The success of Chris Stapleton, who sold more than 650,000 copies of his solo debut Traveller, is even further proof. Stapleton was the top selling new country artist of the year, to pretty much everyone’s surprise. No one suspected that Stapleton would sweep the awards, top the chart for multiple weeks in a row and become country’s new critical darling, and that’s probably because he was playing to 40 people at City Tavern less than a year ago. It’s easy to come out of nowhere when no one is really looking for you, when they’re distracted by the sparkle of Florida-Georgia Line’s glistening abs.
The same could be said for Aaron Watson, who flew to the top of the Billboard charts with The Underdog, his independently released 2015 album. Watson’s success wasn’t quite as meteoric as Stapleton’s but it made an important statement: There is a real subset of the country audience that is keenly interested in hearing something better than what they’ve been served for the past five or six years. It’s just that now, finally, praise the Lord, someone with the power to make a real difference is actually paying attention.
In reality, country becoming smaller and less popular is actually a good thing. It means less playing to the middle and more quality. When country music is a niche genre as opposed to this watered-down, mediocre ooze that’s slimed it’s way all over EDM and hip-hop and pop before making its way back to country, it’s just better.
For comparison, consider the folk trend that swept pop music a few years ago. When you couldn’t hear anything but Mumford & Sons and other bearded men with guitars on the radio, everyone wanted to add a little twang into their sound, what TIME called the “banjo-ification” of pop music. Once that trend passed, it was country that rose into folk’s place in pop, thanks in large part to Swift and crossover successes like Kacey Musgraves.

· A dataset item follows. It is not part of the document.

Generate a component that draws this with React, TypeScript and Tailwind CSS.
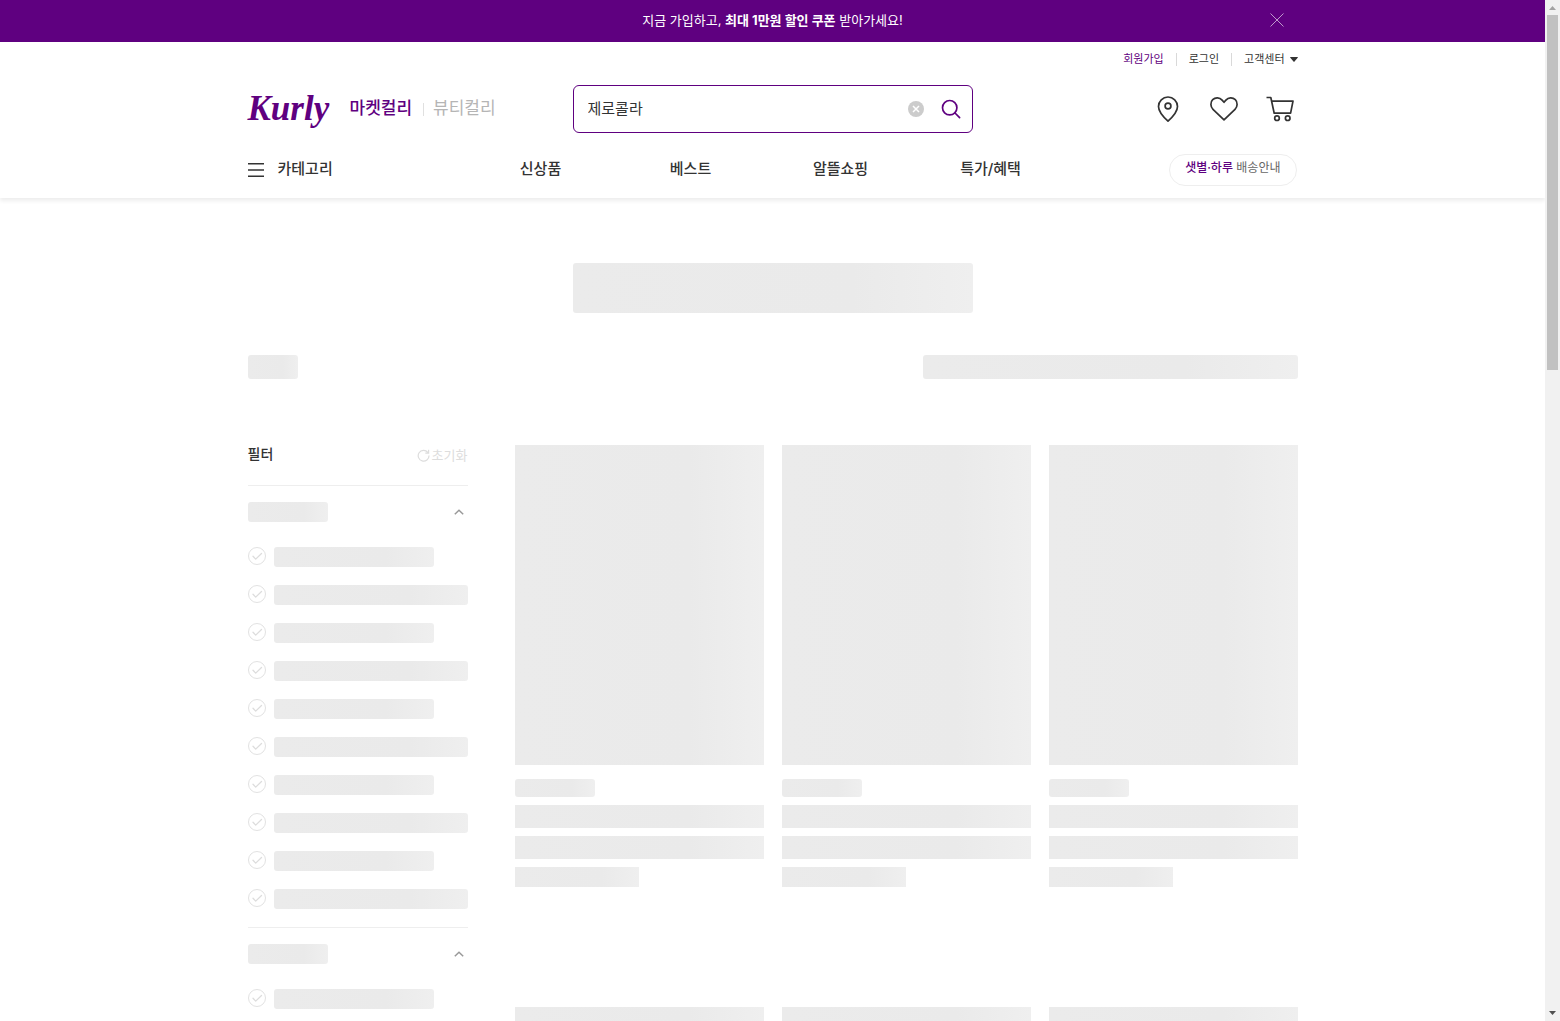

Now that folk is out of vogue, Americana has settled into a nice, quiet little genre that produces incredible music that could’ve once been at home in pop or indie or, hell, even country once upon a time. The best artists get the recognition at the Americana Music Awards, not the most popular. That kind of treatment would be excellent for country. There would still be mainstream pop acts, but it could be much like the late 1980s and early-to-mid 1990s again, the time when artists like Dwight Yoakam and Keith Whitley and Alison Krauss ruled the charts. But maybe that’s being overly optimistic.
Country music still has plenty of lessons to learn, but hitting Nashville in the pocketbook has traditionally been the only way to get execs to pay any attention. More than anything, it means that country fans put their money where it should have been in 2015: in the pockets of Aaron Watson and Jason Isbell and Chris Stapleton. You know, artists who actually deserve it.